In his later years, and for decades after his death, Poulenc had a reputation, particularly in his native country, as a humorous, lightweight composer, and his religious music was often overlooked. In the 21st century, more attention has been given to his serious works, with many new productions of Dialogues des Carmélites and La voix humaine worldwide, and numerous live and recorded performances of his songs and choral music.

Going beyond the above introduction from Wikipedia, reveals the inner tensions that were part of Poulenc’s life:

  • Despite his early “irreverence” and gaps in academic training, Poulenc wanted to be remembered as a serious composer.
  • Poulenc was one of the first famous composers to be open about his homosexuality, yet his most enduring success is in the standard repertoire of opera houses, with the deeply religious opera “Dialogues of the Carmelites”.
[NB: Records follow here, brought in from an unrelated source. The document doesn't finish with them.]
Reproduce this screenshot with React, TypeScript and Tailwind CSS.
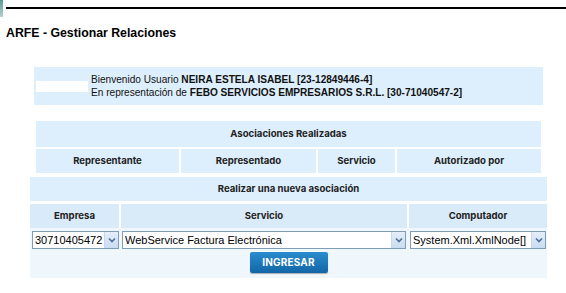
import React from 'react';

const Chevron: React.FC = () => (
  <span className="flex h-full w-[14px] shrink-0 items-center justify-center border-l border-[#c6d8ec] bg-gradient-to-b from-[#e4eefa] to-[#c9dcf2]">
    <svg width="8" height="6" viewBox="0 0 8 6">
      <path d="M1 1.5 L4 4.5 L7 1.5" fill="none" stroke="#4d6f99" strokeWidth="1.6" />
    </svg>
  </span>
);

const FakeSelect: React.FC<{ value: string; className: string }> = ({ value, className }) => (
  <div className={`flex h-[18px] items-center overflow-hidden border border-[#7f9db9] bg-white ${className}`}>
    <span className="flex-1 overflow-hidden whitespace-nowrap pl-[2px] text-[11px] leading-none text-black">{value}</span>
    <Chevron />
  </div>
);

const head = "font-['Inter',sans-serif] text-[9.6px] font-bold text-[#222]";

const App: React.FC = () => {
  return (
    <div className="relative h-[293px] w-[566px] overflow-hidden bg-white font-['Liberation_Sans',Arial,sans-serif] text-black">
      {/* top rule */}
      <div className="flex h-[17px] items-start">
        <div className="h-[17px] w-[3px] bg-gradient-to-b from-[#5c9a95] to-[#b7d3cf]" />
        <div className="ml-[3px] mt-[7px] h-[2px] flex-1 bg-black" />
      </div>

      <h1 className="ml-[6px] mt-[9px] text-[12.3px] font-bold leading-[14px]">ARFE - Gestionar Relaciones</h1>

      {/* welcome box */}
      <div className="ml-[34px] mt-[27px] flex h-[38px] w-[509px] items-center bg-[#ddeefc]">
        <div className="ml-[2px] h-[11px] w-[52px] bg-white" />
        <div className="ml-[3px] text-[10.1px] leading-[13px] text-[#111]">
          <div>
            Bienvenido Usuario <b>NEIRA ESTELA ISABEL [23-12849446-4]</b>
          </div>
          <div>
            En representación de <b>FEBO SERVICIOS EMPRESARIOS S.R.L. [30-71040547-2]</b>
          </div>
        </div>
      </div>

      {/* asociaciones realizadas */}
      <div className={`ml-[36px] mt-[16px] flex w-[505px] flex-col gap-[2px] ${head}`}>
        <div className="flex h-[26px] items-center justify-center bg-[#ddeefc]">Asociaciones Realizadas</div>
        <div className="grid h-[24px] grid-cols-[143px_135px_77px_1fr] gap-[2px]">
          <div className="flex items-center justify-center bg-[#ddeefc]">Representante</div>
          <div className="flex items-center justify-center bg-[#ddeefc]">Representado</div>
          <div className="flex items-center justify-center bg-[#ddeefc]">Servicio</div>
          <div className="flex items-center justify-center bg-[#ddeefc]">Autorizado por</div>
        </div>
      </div>

      {/* nueva asociacion */}
      <div className="ml-[30px] mt-[4px] flex w-[517px] flex-col gap-[3px]">
        <div className={`flex h-[24px] items-center justify-center bg-[#ddeefc] ${head}`}>
          Realizar una nueva asociación
        </div>
        <div className="bg-[#eff7fd]">
          <div className={`grid grid-cols-[89px_286px_1fr] gap-[2px] bg-white ${head}`}>
            <div className="flex h-[24px] items-center justify-center bg-[#d9eaf8]">Empresa</div>
            <div className="flex h-[24px] items-center justify-center bg-[#d9eaf8]">Servicio</div>
            <div className="flex h-[24px] items-center justify-center bg-[#d9eaf8]">Computador</div>
          </div>
          <div className="grid grid-cols-[89px_286px_1fr] gap-[2px] pt-[3px]">
            <FakeSelect value="30710405472" className="ml-[2px]" />
            <FakeSelect value="WebService Factura Electrónica" className="ml-[1px] mr-[1px]" />
            <FakeSelect value="System.Xml.XmlNode[]" className="ml-[1px] mr-[1px]" />
          </div>
          <div className="flex h-[29px] items-start justify-center pt-[3px]">
            <button className="h-[21px] w-[78px] rounded-[2px] bg-gradient-to-b from-[#2a8ccf] to-[#1266a6] font-['Inter',sans-serif] text-[10px] font-bold tracking-[0.2px] text-white shadow-[0_1px_1px_rgba(0,0,0,0.3)]">
              INGRESAR
            </button>
          </div>
        </div>
      </div>
    </div>
  );
};

export default App;
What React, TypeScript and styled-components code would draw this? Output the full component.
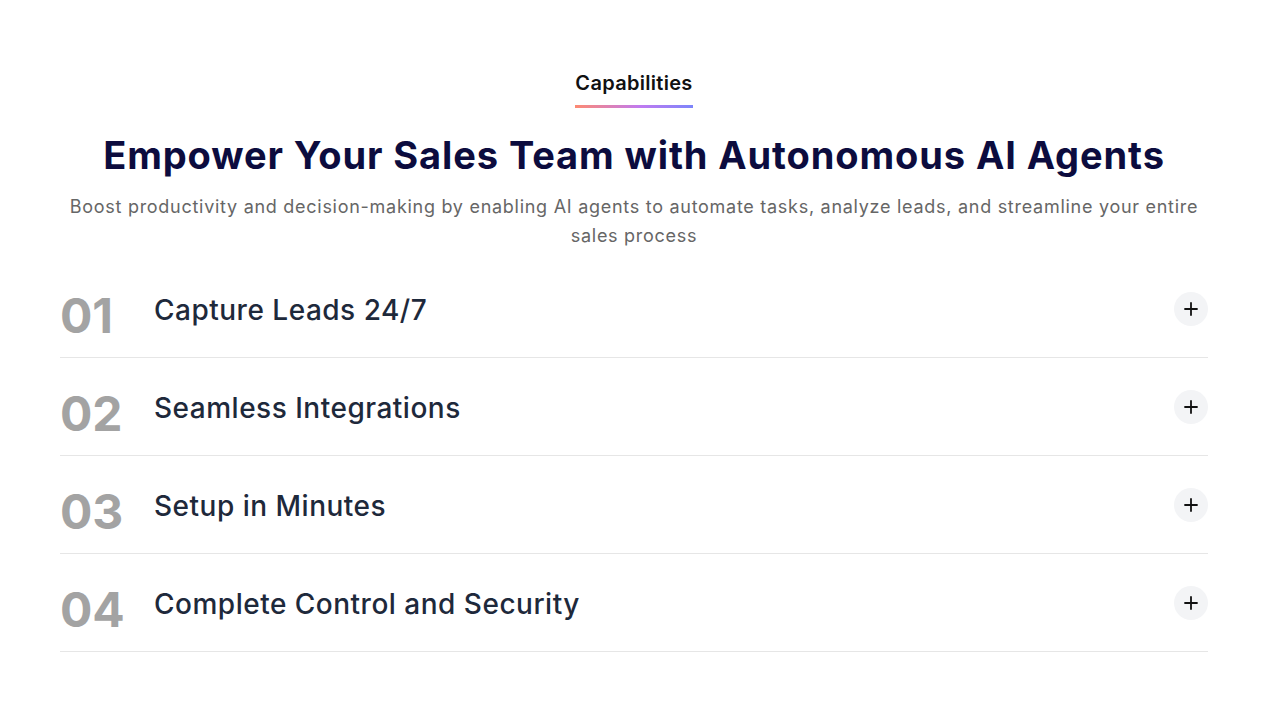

Excerpts from Poulenc’s biography by Roger Nichols:

Poulenc preferred accompanied tunes and juxtapositions; in place of pathos (‘music to be listened to head in hands’, as Cocteau described it), charm and delight; in place of textures that swamp the listener, primary colours with plenty of space around them.

The French have never bought into the ancient British cult of the talented amateur. Art, like business, is a serious matter and, as evidenced by both sides of Poulenc’s family, one needs to be properly trained. Viñes’s teaching had obviously been vital, and Poulenc had also benefited from lessons given from time to time by other helpful musical friends, but this did not constitute a teaching programme comparable with that of the Conservatoire or the Schola Cantorum.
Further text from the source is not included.